SHORT EXERCISE:
Count the lines below that contain the word "page", and reply with only that number.
====================
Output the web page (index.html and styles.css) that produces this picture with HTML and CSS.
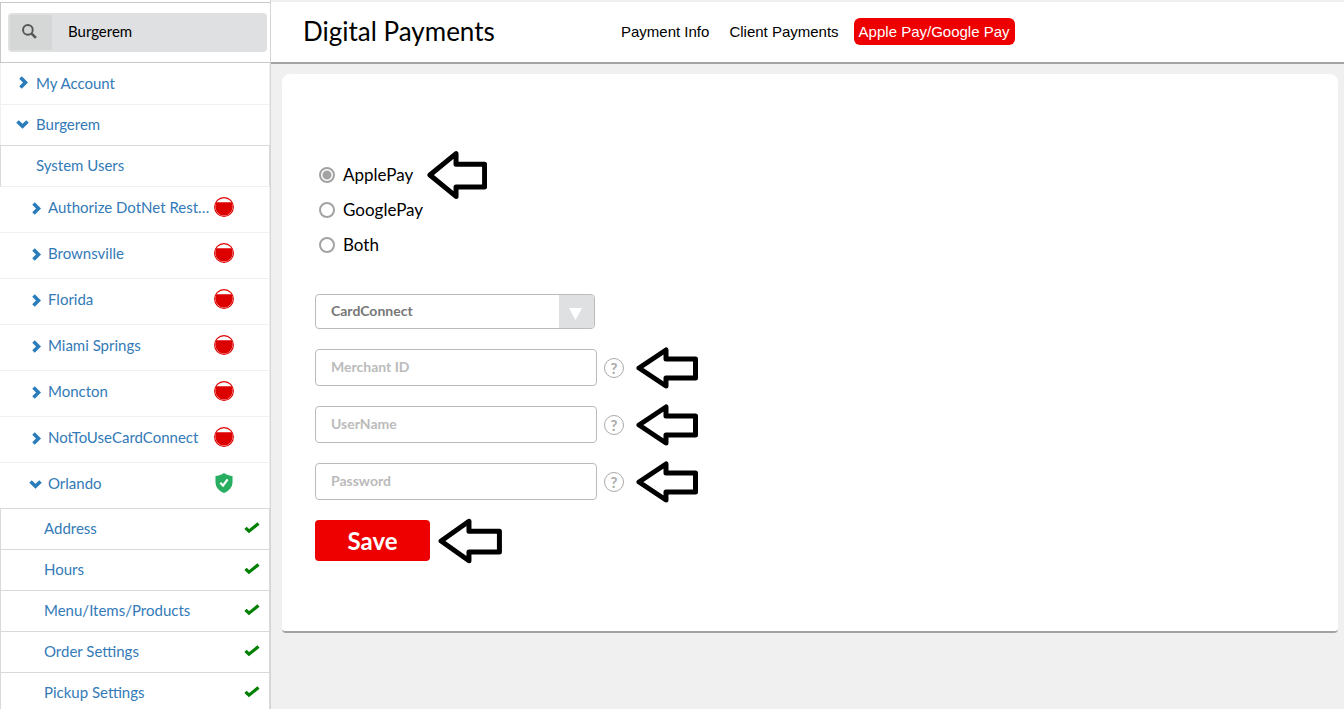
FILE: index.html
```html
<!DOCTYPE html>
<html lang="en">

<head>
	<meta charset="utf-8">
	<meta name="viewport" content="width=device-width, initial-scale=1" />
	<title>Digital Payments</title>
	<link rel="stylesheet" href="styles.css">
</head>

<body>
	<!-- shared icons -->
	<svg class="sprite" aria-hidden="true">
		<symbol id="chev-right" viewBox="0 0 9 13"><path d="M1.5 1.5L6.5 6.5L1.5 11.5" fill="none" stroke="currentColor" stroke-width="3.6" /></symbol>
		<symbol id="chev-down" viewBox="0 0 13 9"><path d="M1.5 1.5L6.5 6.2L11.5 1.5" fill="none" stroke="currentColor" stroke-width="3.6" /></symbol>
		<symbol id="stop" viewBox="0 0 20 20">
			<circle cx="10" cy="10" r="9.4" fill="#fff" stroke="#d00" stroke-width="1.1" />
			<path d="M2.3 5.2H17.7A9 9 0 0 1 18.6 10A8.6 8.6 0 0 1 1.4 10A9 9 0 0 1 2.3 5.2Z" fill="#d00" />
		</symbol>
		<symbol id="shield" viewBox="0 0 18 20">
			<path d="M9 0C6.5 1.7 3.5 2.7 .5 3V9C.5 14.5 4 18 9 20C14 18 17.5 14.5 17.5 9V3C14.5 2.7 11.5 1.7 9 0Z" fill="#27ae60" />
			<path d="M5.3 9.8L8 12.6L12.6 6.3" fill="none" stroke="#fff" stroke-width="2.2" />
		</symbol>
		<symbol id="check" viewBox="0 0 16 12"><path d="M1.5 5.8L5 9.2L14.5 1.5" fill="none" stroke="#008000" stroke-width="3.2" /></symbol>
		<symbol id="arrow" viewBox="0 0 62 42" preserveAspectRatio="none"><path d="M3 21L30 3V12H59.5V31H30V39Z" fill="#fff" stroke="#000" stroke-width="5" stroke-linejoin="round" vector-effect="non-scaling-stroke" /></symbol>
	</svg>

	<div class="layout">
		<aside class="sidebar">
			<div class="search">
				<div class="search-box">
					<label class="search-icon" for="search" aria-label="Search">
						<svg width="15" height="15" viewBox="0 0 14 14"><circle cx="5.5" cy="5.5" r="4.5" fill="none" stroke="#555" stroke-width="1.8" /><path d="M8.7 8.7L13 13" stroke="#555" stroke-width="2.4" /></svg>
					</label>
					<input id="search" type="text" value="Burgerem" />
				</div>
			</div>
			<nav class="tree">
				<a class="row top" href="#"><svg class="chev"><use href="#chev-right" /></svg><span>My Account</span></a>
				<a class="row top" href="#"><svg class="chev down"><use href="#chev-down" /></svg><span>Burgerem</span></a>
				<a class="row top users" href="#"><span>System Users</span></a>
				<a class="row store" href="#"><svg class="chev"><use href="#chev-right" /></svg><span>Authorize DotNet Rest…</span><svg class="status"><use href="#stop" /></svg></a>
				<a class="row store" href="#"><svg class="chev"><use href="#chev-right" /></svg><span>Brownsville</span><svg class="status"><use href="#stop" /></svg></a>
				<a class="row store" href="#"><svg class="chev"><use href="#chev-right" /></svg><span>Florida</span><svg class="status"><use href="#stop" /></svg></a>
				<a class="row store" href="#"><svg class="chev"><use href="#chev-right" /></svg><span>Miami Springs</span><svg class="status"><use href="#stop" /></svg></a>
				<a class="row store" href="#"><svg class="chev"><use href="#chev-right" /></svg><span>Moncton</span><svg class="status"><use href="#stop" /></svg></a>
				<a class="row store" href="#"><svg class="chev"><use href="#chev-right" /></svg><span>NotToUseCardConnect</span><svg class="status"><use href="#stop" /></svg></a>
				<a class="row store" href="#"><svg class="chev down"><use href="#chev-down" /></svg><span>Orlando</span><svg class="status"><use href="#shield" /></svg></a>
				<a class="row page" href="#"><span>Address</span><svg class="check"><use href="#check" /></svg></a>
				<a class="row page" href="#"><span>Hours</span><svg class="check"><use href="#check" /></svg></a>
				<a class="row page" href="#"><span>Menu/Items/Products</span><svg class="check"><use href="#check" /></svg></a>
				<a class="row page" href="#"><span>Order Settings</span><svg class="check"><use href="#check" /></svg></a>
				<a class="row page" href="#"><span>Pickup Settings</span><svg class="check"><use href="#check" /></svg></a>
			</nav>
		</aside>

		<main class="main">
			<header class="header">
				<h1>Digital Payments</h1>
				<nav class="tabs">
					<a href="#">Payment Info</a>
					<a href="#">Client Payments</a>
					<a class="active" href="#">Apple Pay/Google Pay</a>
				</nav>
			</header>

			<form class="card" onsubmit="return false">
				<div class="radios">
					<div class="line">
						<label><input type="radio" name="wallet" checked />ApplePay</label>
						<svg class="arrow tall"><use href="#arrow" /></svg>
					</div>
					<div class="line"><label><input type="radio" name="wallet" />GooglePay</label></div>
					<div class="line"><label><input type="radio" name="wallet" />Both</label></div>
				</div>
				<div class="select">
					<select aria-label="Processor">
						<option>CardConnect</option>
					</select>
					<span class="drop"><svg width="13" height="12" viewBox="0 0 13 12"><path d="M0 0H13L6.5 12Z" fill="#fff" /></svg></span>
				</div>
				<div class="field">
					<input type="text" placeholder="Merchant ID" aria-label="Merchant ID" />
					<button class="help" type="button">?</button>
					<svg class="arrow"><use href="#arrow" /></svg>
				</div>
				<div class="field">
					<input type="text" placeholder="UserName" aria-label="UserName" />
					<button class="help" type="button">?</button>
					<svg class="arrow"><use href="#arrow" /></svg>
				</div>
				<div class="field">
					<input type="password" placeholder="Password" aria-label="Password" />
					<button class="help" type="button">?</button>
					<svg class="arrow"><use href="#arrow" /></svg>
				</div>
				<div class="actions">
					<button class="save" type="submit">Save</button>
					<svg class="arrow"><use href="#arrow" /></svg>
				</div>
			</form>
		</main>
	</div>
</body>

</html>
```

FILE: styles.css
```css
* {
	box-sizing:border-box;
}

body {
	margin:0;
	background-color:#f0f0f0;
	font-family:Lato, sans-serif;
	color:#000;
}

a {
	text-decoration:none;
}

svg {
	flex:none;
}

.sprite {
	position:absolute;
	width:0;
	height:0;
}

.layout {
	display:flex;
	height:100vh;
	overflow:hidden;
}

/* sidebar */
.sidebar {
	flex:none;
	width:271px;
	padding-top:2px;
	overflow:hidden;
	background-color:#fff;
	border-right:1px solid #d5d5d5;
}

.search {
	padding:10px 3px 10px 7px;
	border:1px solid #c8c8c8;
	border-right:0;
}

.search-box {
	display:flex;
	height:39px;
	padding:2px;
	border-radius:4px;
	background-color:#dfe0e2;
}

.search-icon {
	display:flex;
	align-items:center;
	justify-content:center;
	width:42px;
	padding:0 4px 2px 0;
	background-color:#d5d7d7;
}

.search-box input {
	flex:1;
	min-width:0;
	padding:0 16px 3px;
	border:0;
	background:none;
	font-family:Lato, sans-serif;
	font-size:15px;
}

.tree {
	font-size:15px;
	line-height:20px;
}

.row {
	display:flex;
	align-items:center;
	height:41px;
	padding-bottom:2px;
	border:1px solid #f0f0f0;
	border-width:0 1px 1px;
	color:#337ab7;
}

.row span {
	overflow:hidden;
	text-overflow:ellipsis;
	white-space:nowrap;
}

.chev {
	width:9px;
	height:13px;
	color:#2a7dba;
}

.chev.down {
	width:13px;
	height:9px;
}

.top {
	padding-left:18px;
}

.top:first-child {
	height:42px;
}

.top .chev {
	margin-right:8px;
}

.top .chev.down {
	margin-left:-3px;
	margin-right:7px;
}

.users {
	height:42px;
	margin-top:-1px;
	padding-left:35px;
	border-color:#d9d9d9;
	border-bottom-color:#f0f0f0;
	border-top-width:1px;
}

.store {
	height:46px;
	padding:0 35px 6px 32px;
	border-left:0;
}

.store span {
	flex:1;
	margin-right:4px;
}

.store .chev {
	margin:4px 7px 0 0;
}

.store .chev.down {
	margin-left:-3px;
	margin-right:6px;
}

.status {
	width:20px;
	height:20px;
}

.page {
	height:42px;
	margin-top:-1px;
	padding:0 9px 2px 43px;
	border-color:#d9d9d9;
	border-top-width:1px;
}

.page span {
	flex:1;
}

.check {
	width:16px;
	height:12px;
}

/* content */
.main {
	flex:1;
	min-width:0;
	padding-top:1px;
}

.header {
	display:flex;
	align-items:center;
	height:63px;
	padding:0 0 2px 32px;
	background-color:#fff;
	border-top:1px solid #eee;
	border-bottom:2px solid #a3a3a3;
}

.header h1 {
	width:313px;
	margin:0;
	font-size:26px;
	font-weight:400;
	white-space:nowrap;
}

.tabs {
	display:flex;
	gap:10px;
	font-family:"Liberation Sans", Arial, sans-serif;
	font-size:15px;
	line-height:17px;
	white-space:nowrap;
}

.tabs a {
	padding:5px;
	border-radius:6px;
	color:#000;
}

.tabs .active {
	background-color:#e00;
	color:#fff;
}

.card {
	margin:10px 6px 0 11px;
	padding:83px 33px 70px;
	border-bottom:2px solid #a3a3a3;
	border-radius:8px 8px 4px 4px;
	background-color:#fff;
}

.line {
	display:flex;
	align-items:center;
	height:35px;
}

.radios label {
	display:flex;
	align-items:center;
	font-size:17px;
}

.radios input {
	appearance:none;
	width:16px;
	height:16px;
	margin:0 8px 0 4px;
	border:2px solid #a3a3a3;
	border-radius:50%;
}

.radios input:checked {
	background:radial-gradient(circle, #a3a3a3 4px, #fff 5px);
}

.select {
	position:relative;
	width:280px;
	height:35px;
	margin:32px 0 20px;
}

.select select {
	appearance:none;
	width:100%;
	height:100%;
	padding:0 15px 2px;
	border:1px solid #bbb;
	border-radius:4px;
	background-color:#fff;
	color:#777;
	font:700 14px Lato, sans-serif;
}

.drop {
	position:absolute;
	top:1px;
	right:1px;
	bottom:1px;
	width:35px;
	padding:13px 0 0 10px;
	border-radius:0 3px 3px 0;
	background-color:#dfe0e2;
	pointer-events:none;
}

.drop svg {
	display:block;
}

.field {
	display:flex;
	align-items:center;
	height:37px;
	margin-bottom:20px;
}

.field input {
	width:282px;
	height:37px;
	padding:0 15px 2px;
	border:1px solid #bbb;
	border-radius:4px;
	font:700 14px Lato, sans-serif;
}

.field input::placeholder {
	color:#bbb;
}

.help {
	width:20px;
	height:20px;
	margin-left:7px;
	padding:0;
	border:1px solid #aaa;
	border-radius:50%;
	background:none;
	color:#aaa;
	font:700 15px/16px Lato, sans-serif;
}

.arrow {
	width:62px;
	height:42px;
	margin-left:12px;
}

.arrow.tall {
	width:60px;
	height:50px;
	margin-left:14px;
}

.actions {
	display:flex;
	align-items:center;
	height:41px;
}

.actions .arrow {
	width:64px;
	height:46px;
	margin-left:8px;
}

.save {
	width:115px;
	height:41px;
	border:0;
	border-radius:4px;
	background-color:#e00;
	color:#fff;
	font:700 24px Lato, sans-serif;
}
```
====================
TASK OUTPUT:
8